## Given information
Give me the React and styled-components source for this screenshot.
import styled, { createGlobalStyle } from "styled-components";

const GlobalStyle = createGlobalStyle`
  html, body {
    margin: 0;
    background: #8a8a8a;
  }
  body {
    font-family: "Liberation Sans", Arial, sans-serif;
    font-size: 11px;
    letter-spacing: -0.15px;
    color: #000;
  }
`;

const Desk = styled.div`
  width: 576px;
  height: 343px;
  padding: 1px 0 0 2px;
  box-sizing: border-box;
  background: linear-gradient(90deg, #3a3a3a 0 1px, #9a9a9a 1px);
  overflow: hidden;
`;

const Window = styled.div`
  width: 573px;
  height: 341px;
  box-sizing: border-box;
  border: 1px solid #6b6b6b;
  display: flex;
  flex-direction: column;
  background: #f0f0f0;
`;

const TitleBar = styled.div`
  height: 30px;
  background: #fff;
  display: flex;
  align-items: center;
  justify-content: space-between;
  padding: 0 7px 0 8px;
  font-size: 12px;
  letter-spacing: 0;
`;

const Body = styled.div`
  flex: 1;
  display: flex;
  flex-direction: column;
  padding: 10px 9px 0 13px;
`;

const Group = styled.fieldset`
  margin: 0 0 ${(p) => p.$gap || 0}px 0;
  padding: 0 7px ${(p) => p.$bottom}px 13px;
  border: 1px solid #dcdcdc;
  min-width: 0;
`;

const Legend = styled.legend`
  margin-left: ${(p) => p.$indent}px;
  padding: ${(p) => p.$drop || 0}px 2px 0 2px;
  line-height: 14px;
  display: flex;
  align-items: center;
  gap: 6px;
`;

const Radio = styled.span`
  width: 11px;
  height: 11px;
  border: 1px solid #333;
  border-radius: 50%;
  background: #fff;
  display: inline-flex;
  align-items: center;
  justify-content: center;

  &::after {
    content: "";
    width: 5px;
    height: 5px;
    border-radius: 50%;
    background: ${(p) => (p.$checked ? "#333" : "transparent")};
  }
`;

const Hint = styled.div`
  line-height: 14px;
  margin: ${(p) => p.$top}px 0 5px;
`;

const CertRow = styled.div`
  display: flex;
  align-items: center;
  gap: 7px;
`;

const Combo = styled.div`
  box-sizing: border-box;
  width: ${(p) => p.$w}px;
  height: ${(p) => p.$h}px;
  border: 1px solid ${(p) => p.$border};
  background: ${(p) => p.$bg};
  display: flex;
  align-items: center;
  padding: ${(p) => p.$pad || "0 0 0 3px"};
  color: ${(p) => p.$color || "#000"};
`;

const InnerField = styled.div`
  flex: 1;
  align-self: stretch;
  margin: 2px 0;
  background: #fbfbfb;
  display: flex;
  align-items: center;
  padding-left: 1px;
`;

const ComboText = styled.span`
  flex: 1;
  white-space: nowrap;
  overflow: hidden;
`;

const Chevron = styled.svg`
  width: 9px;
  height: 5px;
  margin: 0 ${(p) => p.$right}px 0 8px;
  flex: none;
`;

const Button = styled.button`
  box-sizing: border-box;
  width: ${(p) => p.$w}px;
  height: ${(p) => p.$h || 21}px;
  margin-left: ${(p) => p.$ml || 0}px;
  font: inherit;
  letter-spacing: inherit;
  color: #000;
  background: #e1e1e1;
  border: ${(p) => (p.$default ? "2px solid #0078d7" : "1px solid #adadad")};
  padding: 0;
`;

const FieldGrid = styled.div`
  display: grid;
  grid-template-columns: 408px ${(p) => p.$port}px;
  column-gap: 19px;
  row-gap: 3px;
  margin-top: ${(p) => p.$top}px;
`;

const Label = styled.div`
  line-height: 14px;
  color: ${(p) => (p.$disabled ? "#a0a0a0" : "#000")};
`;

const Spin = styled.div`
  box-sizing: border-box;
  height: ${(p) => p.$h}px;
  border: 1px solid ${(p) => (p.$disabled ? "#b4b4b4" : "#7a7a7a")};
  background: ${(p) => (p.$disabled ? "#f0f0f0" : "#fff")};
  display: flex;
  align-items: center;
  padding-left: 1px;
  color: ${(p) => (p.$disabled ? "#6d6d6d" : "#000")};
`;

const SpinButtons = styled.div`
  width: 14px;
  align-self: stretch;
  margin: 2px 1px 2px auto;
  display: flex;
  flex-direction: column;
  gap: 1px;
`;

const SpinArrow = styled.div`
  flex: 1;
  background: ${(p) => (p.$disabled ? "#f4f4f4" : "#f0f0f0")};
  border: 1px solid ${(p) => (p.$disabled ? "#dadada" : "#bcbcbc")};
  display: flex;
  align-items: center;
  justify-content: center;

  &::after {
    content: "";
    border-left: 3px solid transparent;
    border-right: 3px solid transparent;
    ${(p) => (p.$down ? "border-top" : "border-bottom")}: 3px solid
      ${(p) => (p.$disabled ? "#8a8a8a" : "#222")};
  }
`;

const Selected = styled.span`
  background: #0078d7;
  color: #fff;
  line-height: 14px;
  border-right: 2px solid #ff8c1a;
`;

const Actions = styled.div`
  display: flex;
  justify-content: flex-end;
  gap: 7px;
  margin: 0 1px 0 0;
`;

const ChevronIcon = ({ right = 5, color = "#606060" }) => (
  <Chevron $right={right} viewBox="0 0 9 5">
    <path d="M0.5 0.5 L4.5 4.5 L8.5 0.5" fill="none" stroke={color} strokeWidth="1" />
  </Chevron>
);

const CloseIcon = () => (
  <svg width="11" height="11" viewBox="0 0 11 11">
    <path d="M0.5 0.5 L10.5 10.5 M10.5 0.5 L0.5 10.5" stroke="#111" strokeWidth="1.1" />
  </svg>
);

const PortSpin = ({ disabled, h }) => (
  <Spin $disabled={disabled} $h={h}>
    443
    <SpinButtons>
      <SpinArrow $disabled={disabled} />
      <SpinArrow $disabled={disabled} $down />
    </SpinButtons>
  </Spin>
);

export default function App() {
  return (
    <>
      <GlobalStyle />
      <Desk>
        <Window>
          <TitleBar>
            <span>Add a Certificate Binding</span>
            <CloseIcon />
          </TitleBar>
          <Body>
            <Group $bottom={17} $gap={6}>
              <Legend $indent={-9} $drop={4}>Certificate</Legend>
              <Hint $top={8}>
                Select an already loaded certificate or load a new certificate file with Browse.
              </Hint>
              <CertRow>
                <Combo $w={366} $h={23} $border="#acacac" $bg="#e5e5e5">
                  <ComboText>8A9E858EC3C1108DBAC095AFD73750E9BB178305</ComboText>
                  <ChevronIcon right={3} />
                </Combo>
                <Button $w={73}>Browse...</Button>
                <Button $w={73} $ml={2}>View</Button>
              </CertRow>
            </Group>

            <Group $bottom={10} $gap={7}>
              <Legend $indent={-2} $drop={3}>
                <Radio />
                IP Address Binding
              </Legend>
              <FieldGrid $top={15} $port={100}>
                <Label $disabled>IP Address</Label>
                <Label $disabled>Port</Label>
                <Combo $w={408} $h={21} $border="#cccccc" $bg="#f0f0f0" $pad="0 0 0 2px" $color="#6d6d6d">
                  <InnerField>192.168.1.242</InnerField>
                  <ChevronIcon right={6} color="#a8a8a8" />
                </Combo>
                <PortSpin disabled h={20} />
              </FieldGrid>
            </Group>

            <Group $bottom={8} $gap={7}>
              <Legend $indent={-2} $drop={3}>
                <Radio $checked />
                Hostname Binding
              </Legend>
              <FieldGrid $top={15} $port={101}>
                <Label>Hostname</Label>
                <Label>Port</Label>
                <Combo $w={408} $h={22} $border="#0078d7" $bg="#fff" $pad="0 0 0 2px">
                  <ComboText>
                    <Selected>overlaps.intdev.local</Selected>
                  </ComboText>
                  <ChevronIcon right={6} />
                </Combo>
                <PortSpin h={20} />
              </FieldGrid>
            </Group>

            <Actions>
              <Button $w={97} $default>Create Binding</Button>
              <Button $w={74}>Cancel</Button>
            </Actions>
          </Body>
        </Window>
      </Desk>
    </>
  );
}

## Requirement
Gather each line that holds "components".

## Completed exercise
Give me the React and styled-components source for this screenshot.
import styled, { createGlobalStyle } from "styled-components";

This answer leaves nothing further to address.